The critics have offered no military alternative to
the Administration’s policy aside from vague references to strengthening
deterrence. This allows the Administration to throw out hints that the United
States would have to commit additional ground forces to South Korea if
Administration policy broke down and a 1994-like crisis developed. This line,
of course, reinforces the apocalyptic outcome the Administration claims would
come about in the absence of its policy. Instead of a detailed plan to
strengthen U.S. naval and air forces in the Western Pacific (but not necessarily
on the Korean peninsula”) to increase deterrence related to North Korea’s
nuclear and missile capabilities, many critics focus on proposals for theater
missile defense and national missile defense. Whatever the feasibility of these
proposals, most experts believe their realization is 10-15 years away, in short
no alternative for the current situation or the next decade.
Despite its advantage, the Clinton Administration
faces two challenges which could erode domestic support for its policy. One of
course is the 2000 presidential election. Candidates may debate policy towards
North Korea, and/or the Administration that takes office in January 2001 could
revise policy in significant ways.
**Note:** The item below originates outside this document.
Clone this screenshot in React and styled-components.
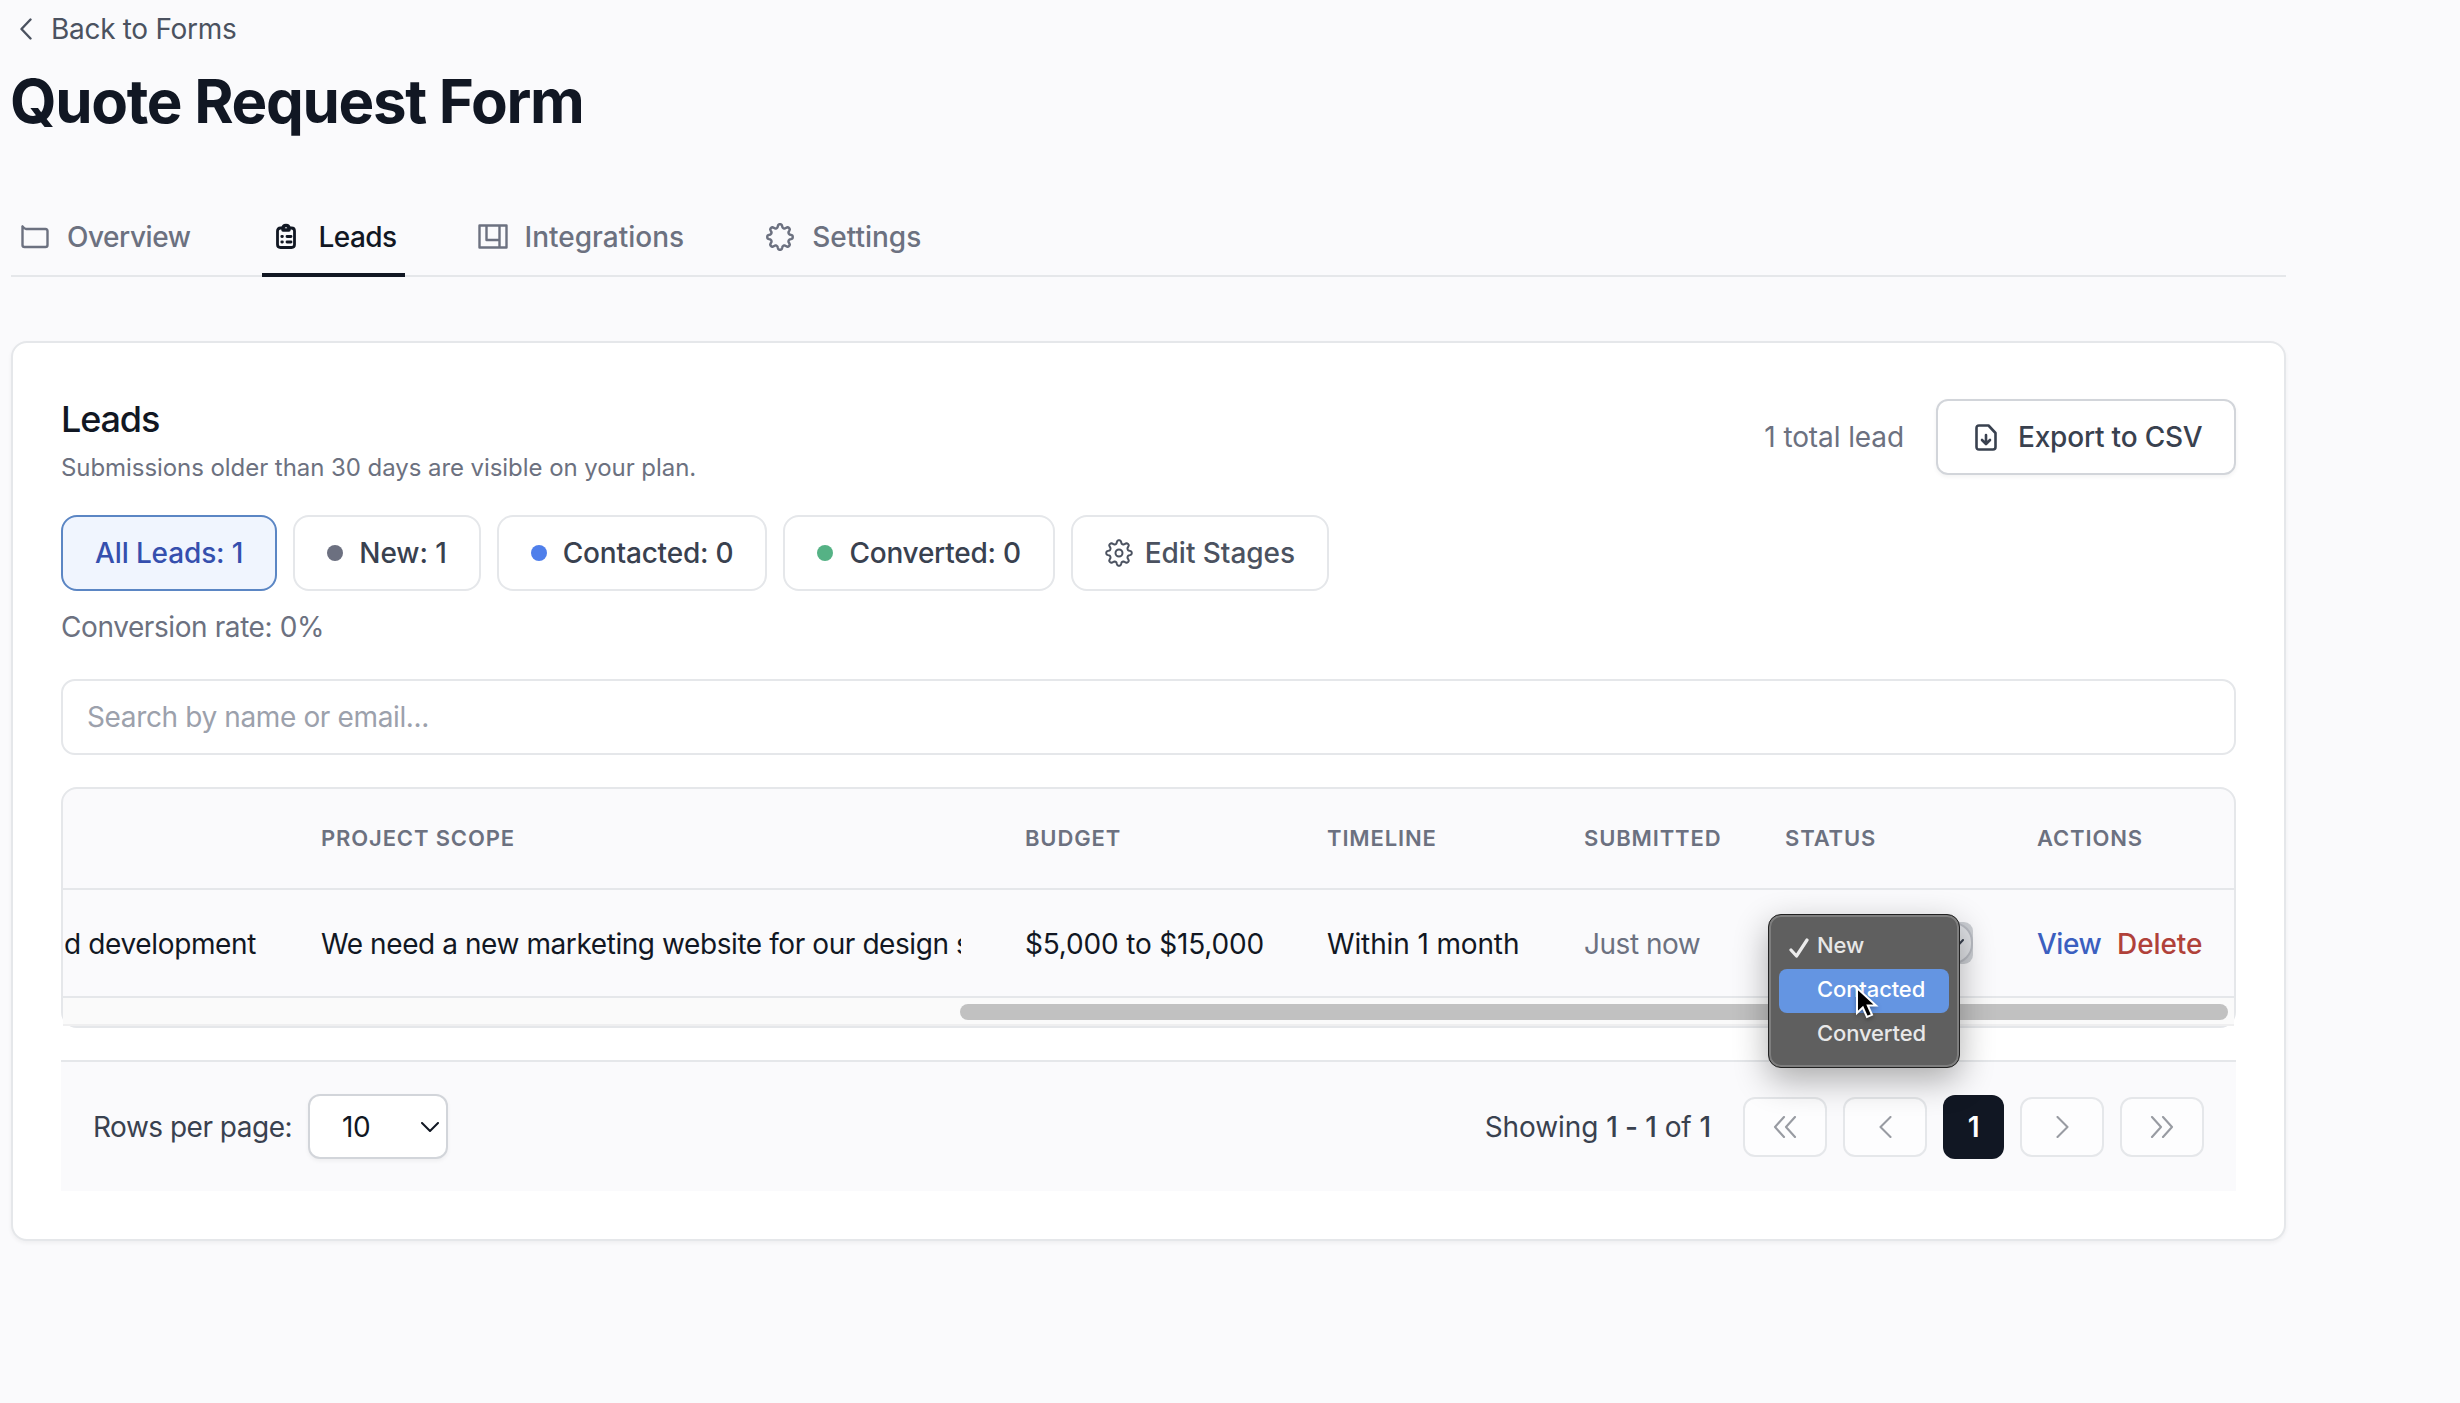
import React from "react";
import styled, { createGlobalStyle } from "styled-components";

const stages = [
  { label: "New: 1", color: "#6c7080", tracking: -0.08 },
  { label: "Contacted: 0", color: "#4f7feb", tracking: -0.2 },
  { label: "Converted: 0", color: "#55b285", tracking: -0.24 },
];

function Gear({ teeth = 8, hole }) {
  const steps = 96;
  const points = Array.from({ length: steps }, (_, i) => {
    const a = (i / steps) * Math.PI * 2;
    const wave = Math.cos(a * teeth);
    const r = 9.5 + 1.5 * Math.tanh(wave * 1.8);
    return `${(12 + r * Math.sin(a)).toFixed(2)} ${(12 - r * Math.cos(a)).toFixed(2)}`;
  });
  return (
    <>
      <path d={`M${points.join("L")}Z`} />
      {hole && <circle cx="12" cy="12" r="3" />}
    </>
  );
}

export default function App() {
  return (
    <>
      <GlobalStyle />
      <Page>
        <BackLink>
          <Icon $w={12} $h={22} $stroke={2.4} viewBox="0 0 12 22">
            <path d="M10.5 1.5 1.5 11l9 9.5" />
          </Icon>
          Back to Forms
        </BackLink>
        <Title>Quote Request Form</Title>

        <Tabs>
          <Tab $tracking={-0.45}>
            <TabIcon>
              <Icon $w={28} $h={24} $stroke={2.4} viewBox="0 0 28 24">
                <path d="M1.5 1.5V20q0 2 2 2h21q2 0 2-2V6q0-2-2-2H5Q3.5 4 1.5 1.5" />
              </Icon>
            </TabIcon>
            Overview
          </Tab>
          <Tab $active $tracking={-0.55}>
            <TabIcon $shift={-2}>
              <Icon $w={20} $h={26} $stroke={2.8} viewBox="0 0 20 26">
                <path d="M6 5H4.500Q1.500 5 1.500 8v13.500q0 3 3 3h11q3 0 3-3V8q0-3-3-3H14" />
                <path strokeWidth="3.4" d="M7 7V5.500Q7 2.500 10 2.500t3 3V7z" />
                <path d="M11 13.500h4M11 19h4M5.800 13.500h.6M5.800 19h.6" />
              </Icon>
            </TabIcon>
            Leads
          </Tab>
          <Tab>
            <TabIcon>
              <Icon $w={30} $h={25} $stroke={2.4} viewBox="0 0 30 25">
                <path d="M1.500 1.500h27v22h-27zM8.500 1.500v14.500h12.500M21.500 1.500v22" />
              </Icon>
            </TabIcon>
            Integrations
          </Tab>
          <Tab>
            <TabIcon>
              <Icon $w={28} $h={28} $stroke={2.1} viewBox="0 0 24 24">
                <Gear />
              </Icon>
            </TabIcon>
            Settings
          </Tab>
        </Tabs>

        <Card>
          <CardHeader>
            <div>
              <Heading>Leads</Heading>
              <Note>Submissions older than 30 days are visible on your plan.</Note>
            </div>
            <HeaderActions>
              1 total lead
              <ExportButton>
                <Icon $w={22} $h={27} $stroke={2.6} viewBox="0 0 22 27">
                  <path d="M4 1.500h9.500L20.500 9v14q0 2.500-2.500 2.500H4Q1.500 25.500 1.500 23V4q0-2.500 2.500-2.500zM11 11v8.500M7 16l4 4 4-4" />
                </Icon>
                Export to CSV
              </ExportButton>
            </HeaderActions>
          </CardHeader>

          <Chips>
            <Chip $active $tracking={-0.13}>
              All Leads: 1
            </Chip>
            {stages.map((stage) => (
              <Chip key={stage.label} $tracking={stage.tracking}>
                <Dot $color={stage.color} />
                {stage.label}
              </Chip>
            ))}
            <Chip $muted $tracking={-0.05}>
              <Icon $w={28} $h={28} $stroke={1.7} viewBox="0 0 24 24">
                <Gear hole />
              </Icon>
              Edit Stages
            </Chip>
          </Chips>
          <Conversion>Conversion rate: 0%</Conversion>
          <Search placeholder="Search by name or email..." />

          <TableBox>
            <HeadRow>
              <span />
              <span>Project Scope</span>
              <span>Budget</span>
              <span>Timeline</span>
              <span>Submitted</span>
              <span>Status</span>
              <span>Actions</span>
            </HeadRow>
            <Row>
              <Cell>d development</Cell>
              <Clipped>We need a new marketing website for our design s</Clipped>
              <Cell $tracking={-0.18}>$5,000 to $15,000</Cell>
              <Cell $tracking={-0.13}>Within 1 month</Cell>
              <Cell $muted $tracking={-0.48}>
                Just now
              </Cell>
              <StatusCell>
                <StatusRing>
                  <StatusSelect>
                    <Icon $w={14} $h={9} $stroke={2} viewBox="0 0 14 9">
                      <path d="m1 1 6 6.500L13 1" />
                    </Icon>
                  </StatusSelect>
                </StatusRing>
                <Menu>
                  <MenuItem>
                    <Check viewBox="0 0 20 20">
                      <path d="m2 12 5.500 6L18 2" />
                    </Check>
                    New
                  </MenuItem>
                  <MenuItem $active>Contacted</MenuItem>
                  <MenuItem>Converted</MenuItem>
                  <Cursor viewBox="0 0 24 34">
                    <path d="M2 2v25l5.800-5.500L12 31l5-2.200-4.200-9.300H21z" />
                  </Cursor>
                </Menu>
              </StatusCell>
              <Actions>
                <Action $color="#3b5fc0" $tracking={-0.5}>
                  View
                </Action>
                <Action $color="#b0413a">Delete</Action>
              </Actions>
            </Row>
            <ScrollTrack>
              <ScrollThumb />
            </ScrollTrack>
          </TableBox>

          <Pager>
            <PagerGroup>
              Rows per page:
              <PageSize>
                10
                <Icon $w={18} $h={10} $stroke={2} viewBox="0 0 18 10">
                  <path d="m1 1 8 8 8-8" />
                </Icon>
              </PageSize>
            </PagerGroup>
            <PagerGroup>
              <Showing>
                Showing <b>1 - 1</b> of <b>1</b>
              </Showing>
              <PageButton>
                <Icon $w={24} $h={22} $stroke={2.1} viewBox="0 0 24 22">
                  <path d="M11 1 2 11l9 10M22 1l-9 10 9 10" />
                </Icon>
              </PageButton>
              <PageButton>
                <Icon $w={13} $h={22} $stroke={2.1} viewBox="0 0 13 22">
                  <path d="M11.500 1 1.500 11l10 10" />
                </Icon>
              </PageButton>
              <CurrentPage>1</CurrentPage>
              <PageButton>
                <Icon $w={13} $h={22} $stroke={2.1} viewBox="0 0 13 22">
                  <path d="m1.500 1 10 10-10 10" />
                </Icon>
              </PageButton>
              <PageButton>
                <Icon $w={24} $h={22} $stroke={2.1} viewBox="0 0 24 22">
                  <path d="m2 1 9 10-9 10M13 1l9 10-9 10" />
                </Icon>
              </PageButton>
            </PagerGroup>
          </Pager>
        </Card>
      </Page>
    </>
  );
}

const GlobalStyle = createGlobalStyle`
  * {
    box-sizing: border-box;
  }
  body {
    margin: 0;
    background-color: #fafafc;
    font-family: Inter, "Liberation Sans", sans-serif;
    font-size: 28px;
    line-height: 40px;
    color: #111723;
  }
`;

const Page = styled.div`
  width: 2460px;
  height: 1403px;
  padding: 9px 174px 0 11px;
  overflow: hidden;
`;

const Icon = styled.svg`
  width: ${({ $w }) => $w}px;
  height: ${({ $h }) => $h}px;
  flex: none;
  fill: none;
  stroke: currentColor;
  stroke-width: ${({ $stroke }) => $stroke};
  stroke-linecap: round;
  stroke-linejoin: round;
`;

const BackLink = styled.div`
  display: flex;
  align-items: center;
  gap: 19px;
  padding-left: 9px;
  letter-spacing: -0.3px;
  color: #4b5260;
`;

const Title = styled.h1`
  margin: 16px 0 0 -1px;
  font-size: 60px;
  line-height: 72px;
  font-weight: 700;
  letter-spacing: -1.32px;
`;

const Tabs = styled.div`
  display: flex;
  gap: 64px;
  margin-top: 63px;
  height: 77px;
  border-bottom: 2px solid #e5e7ea;
`;

const Tab = styled.div`
  display: flex;
  align-items: center;
  gap: 16px;
  height: 77px;
  padding: 0 8px;
  font-weight: 500;
  letter-spacing: ${({ $tracking }) => $tracking || 0}px;
  color: ${({ $active }) => ($active ? "#111723" : "#6c7180")};
  border-bottom: 4px solid ${({ $active }) => ($active ? "#111723" : "transparent")};
`;

const TabIcon = styled.span`
  display: flex;
  align-items: center;
  justify-content: center;
  width: 32px;
  height: 32px;
  margin-top: ${({ $shift }) => $shift || 0}px;
`;

const Card = styled.div`
  height: 900px;
  margin-top: 64px;
  padding: 48px;
  border: 2px solid #e5e7ea;
  border-radius: 16px;
  background-color: #ffffff;
  box-shadow: 0 2px 4px rgba(0, 0, 0, 0.05);
`;

const CardHeader = styled.div`
  display: flex;
  justify-content: space-between;
  height: 124px;
  padding-top: 8px;
`;

const Heading = styled.h2`
  margin: 0;
  font-size: 36px;
  line-height: 40px;
  font-weight: 500;
  letter-spacing: -1.15px;
`;

const Note = styled.p`
  margin: 13px 0 0;
  font-size: 24px;
  line-height: 32px;
  letter-spacing: -0.06px;
  color: #6c7180;
`;

const HeaderActions = styled.div`
  display: flex;
  align-items: center;
  gap: 32px;
  height: 76px;
  letter-spacing: -0.1px;
  color: #6c7180;
`;

const ExportButton = styled.div`
  display: flex;
  align-items: center;
  gap: 21px;
  width: 300px;
  height: 76px;
  padding-left: 37px;
  border: 2px solid #d2d5da;
  border-radius: 12px;
  font-weight: 500;
  letter-spacing: -0.2px;
  color: #39414f;
  box-shadow: 0 2px 4px rgba(0, 0, 0, 0.05);
`;

const Chips = styled.div`
  display: flex;
  gap: 16px;
`;

const Chip = styled.div`
  display: flex;
  align-items: center;
  gap: ${({ $muted }) => ($muted ? 12 : 16)}px;
  height: 76px;
  padding: 0 32px;
  border: 2px solid ${({ $active }) => ($active ? "#5b86c4" : "#e5e7ea")};
  border-radius: 16px;
  font-weight: 500;
  letter-spacing: ${({ $tracking }) => $tracking}px;
  color: ${({ $active, $muted }) => ($active ? "#354fae" : $muted ? "#4b5260" : "#39414f")};
  background-color: ${({ $active }) => ($active ? "#f0f5fe" : "#ffffff")};
`;

const Dot = styled.span`
  width: 16px;
  height: 16px;
  border-radius: 50%;
  background-color: ${({ $color }) => $color};
`;

const Conversion = styled.p`
  margin: 16px 0 0;
  letter-spacing: -0.41px;
  color: #6c7180;
`;

const Search = styled.input`
  display: block;
  width: 100%;
  height: 76px;
  margin-top: 32px;
  padding: 0 24px;
  border: 2px solid #e5e7ea;
  border-radius: 14px;
  outline: none;
  font: inherit;
  letter-spacing: -0.37px;

  &::placeholder {
    color: #9ca1ac;
  }
`;

const TableBox = styled.div`
  height: 241px;
  margin-top: 32px;
  border: 2px solid #e5e7ea;
  border-radius: 16px;
  background-color: #fafafc;
`;

const HeadRow = styled.div`
  display: grid;
  grid-template-columns: 226px 704px 302px 257px 201px 252px 1fr;
  align-items: center;
  height: 101px;
  padding-bottom: 2px;
  border-bottom: 2px solid #e5e7ea;
  font-size: 22px;
  font-weight: 600;
  letter-spacing: 0.86px;
  text-transform: uppercase;
  color: #6c7180;

  span {
    padding-left: 32px;
  }
`;

const Row = styled.div`
  display: grid;
  grid-template-columns: 226px 704px 302px 257px 201px 252px 1fr;
  align-items: center;
  height: 108px;
  border-bottom: 2px solid #e5e7ea;
  white-space: nowrap;
`;

const Cell = styled.span`
  padding: 2px 0 0 32px;
  letter-spacing: ${({ $tracking }) => $tracking || -0.36}px;
  color: ${({ $muted }) => ($muted ? "#6c7180" : "#111723")};

  &:first-child {
    padding-left: 1px;
  }
`;

const Clipped = styled.div`
  width: 640px;
  margin-left: 32px;
  padding-top: 2px;
  letter-spacing: -0.42px;
  overflow: hidden;
`;

const StatusCell = styled.div`
  position: relative;
  display: flex;
  padding-left: 32px;
`;

const StatusRing = styled.div`
  width: 188px;
  height: 42px;
  border-radius: 9px;
  background-color: #cccfd4;
`;

const StatusSelect = styled.div`
  display: flex;
  align-items: center;
  justify-content: flex-end;
  height: 42px;
  padding-right: 7px;
  border: 2px solid #b9bcc3;
  border-radius: 20px;
  background-color: #dfe1e5;
  color: #39414f;
`;

/* open native-style select list, floating over the row */
const Menu = styled.div`
  position: absolute;
  z-index: 1;
  top: -8px;
  left: 15px;
  width: 192px;
  height: 154px;
  padding: 10px;
  border: 1px solid #222222;
  border-radius: 13px;
  background-color: #5f5f5f;
  box-shadow:
    inset 0 0 0 2px #7e7e7e,
    0 12px 34px rgba(0, 0, 0, 0.32);
`;

const MenuItem = styled.div`
  position: relative;
  height: 44px;
  padding-left: 38px;
  border-radius: 8px;
  font-size: 22px;
  line-height: 40px;
  font-weight: 500;
  letter-spacing: -0.12px;
  color: ${({ $active }) => ($active ? "#ffffff" : "#e8e8e8")};
  background-color: ${({ $active }) => ($active ? "#6495e2" : "transparent")};
`;

const Check = styled.svg`
  position: absolute;
  top: 13px;
  left: 10px;
  width: 20px;
  height: 20px;
  fill: none;
  stroke: #ececec;
  stroke-width: 3.2;
  stroke-linecap: round;
  stroke-linejoin: round;
`;

const Cursor = styled.svg`
  position: absolute;
  top: 71px;
  left: 86px;
  width: 24px;
  height: 34px;
  fill: #000000;
  stroke: #ffffff;
  stroke-width: 2;
  filter: drop-shadow(0 2px 2px rgba(0, 0, 0, 0.3));
`;

const Actions = styled.div`
  display: flex;
  gap: 16px;
  padding: 2px 0 0 32px;
`;

const Action = styled.span`
  font-weight: 500;
  letter-spacing: ${({ $tracking }) => $tracking || -0.1}px;
  color: ${({ $color }) => $color};
`;

const ScrollTrack = styled.div`
  display: flex;
  justify-content: flex-end;
  height: 28px;
  padding: 6px 6px 0 0;
  border-bottom: 2px solid #efeff0;
  background-color: #fafafa;
`;

const ScrollThumb = styled.div`
  width: 1268px;
  height: 16px;
  border-radius: 8px;
  background-color: #c1c1c1;
`;

const Pager = styled.div`
  display: flex;
  align-items: center;
  justify-content: space-between;
  height: 131px;
  margin-top: 32px;
  padding: 0 32px;
  border-top: 2px solid #e5e7ea;
  background-color: #fafafc;
  letter-spacing: -0.5px;
  color: #39414f;
`;

const PagerGroup = styled.div`
  display: flex;
  align-items: center;
  gap: 16px;
`;

const PageSize = styled.div`
  display: flex;
  align-items: center;
  justify-content: space-between;
  width: 140px;
  height: 65px;
  padding: 0 7px 0 32px;
  border: 2px solid #d2d5da;
  border-radius: 12px;
  background-color: #ffffff;
  color: #111723;
  box-shadow: 0 2px 4px rgba(0, 0, 0, 0.05);
`;

const Showing = styled.span`
  margin-right: 16px;
  letter-spacing: -0.08px;

  b {
    font-weight: 500;
  }
`;

const PageButton = styled.div`
  display: flex;
  align-items: center;
  justify-content: center;
  width: 84px;
  height: 60px;
  border: 2px solid #e5e7ea;
  border-radius: 12px;
  background-color: #fdfdfe;
  color: #989ba2;
`;

const CurrentPage = styled.div`
  width: 61px;
  height: 64px;
  border-radius: 12px;
  background-color: #111723;
  color: #ffffff;
  font-weight: 600;
  line-height: 64px;
  text-align: center;
`;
The Administration has created a second
challenge in its own Perry initiative. The Administration devised the Perry
initiative partly because it appeared in 1999 that the critics were closer to
finding a “smoking gun” at Kumchangri or in a North Korea long range missile
test. The Perry initiative warded off this immediate threat; but in order to
contain the critics, the Perry report of October 1999 set out far reaching
objectives that the Administration previously had deferred and depreciated.
Perry called for the United States to secure “complete and verifiable
assurances that the DPRK does not have a nuclear weapons program” and “the
complete and verifiable cessation” of North Korea’s long range missile program.
The Administration has not defined “complete and verifiable assurances” and
“complete and verifiable cessation,” but its credibility will be weakened if
the definition is anything other than the establishment of an intrusive
inspection system. This is in fact the definition the Administration currently
is applying to Iraq and which it applied to North Korea prior to the 1994
Agreed Framework. On the other hand, the establishment of such a definition
would require the Administration to abandon its “don’t ask, don’t tell”
strategy. This no doubt explains why, so far, the Administration has not
volunteered a specific definition of Perry’s objectives. Whether it does define
them probably depends on whether the critics will press the Administration for
such a definition, which the critics so far have not done.
These far reaching objectives, if actually sought,
likely will encounter stiff North Korean resistance. If so, this would give the
critics the opportunity to press the Administration or its success to verify
and give details regarding Perry’s so-called Plan B, the undefined alternative
mentioned in his report as “steps to assure their [U.S. allies] security and
contain the threat.”
If the Administration faces potential vulnerabilities,
the critics will continue to have difficulty offering convincing criticisms and
alternatives to the Administration’s apocalyptic outcome defense unless they
change their view of the North Korean threat in line with today’s reality.
Despite weapons of mass destruction, the strategic threat from North Korea is
eroding steadily due to the sharp deterioration in Pyongyang’s conventional
forces and defense industries. The dual collapse of the Soviet Union and North
Korea’s economy has left North Korea’s army, air force, and navy with obsolete
weapons, fuel shortages, poorly trained units, and inadequately fed enlisted
personnel. The evidence is substantial that North Korea has lost its option to
invade South Korea with any hope of seizing territory, including Seoul. There
also is evidence that North Korea’s military and political leadership is well
aware of this.
The new situation removes the great strategic threat
that planted fear in U.S. policymakers and military leaders from the 1960s to
the early 1990s–that North Korea could attack massively across the
demilitarized zone and seize Seoul and territory further south. North Korea’s
weapons of mass destruction do not change this. Instead, the loss of the
invasion option restricts North Korea’s option of using weapons of mass
destruction militarily for its longtime paramount strategic-political objective
of taking over South Korea. Their utility appears to be limited to use in North
Korea’s diplomacy and deterrence against a U.S. attack.
In short, any credible alternative U.S. policy toward
North Korea will have to be based on a realistic assessment of the relationship
between weapons of mass destruction and conventional force decline. From this,
political, diplomatic, and military objectives and strategies can be devised
without the fear of the apocalyptic outcome that currently unites the
Administration and its critics.
[1]The views expressed are those of the author and do not
represent any views of the Congressional Research Service.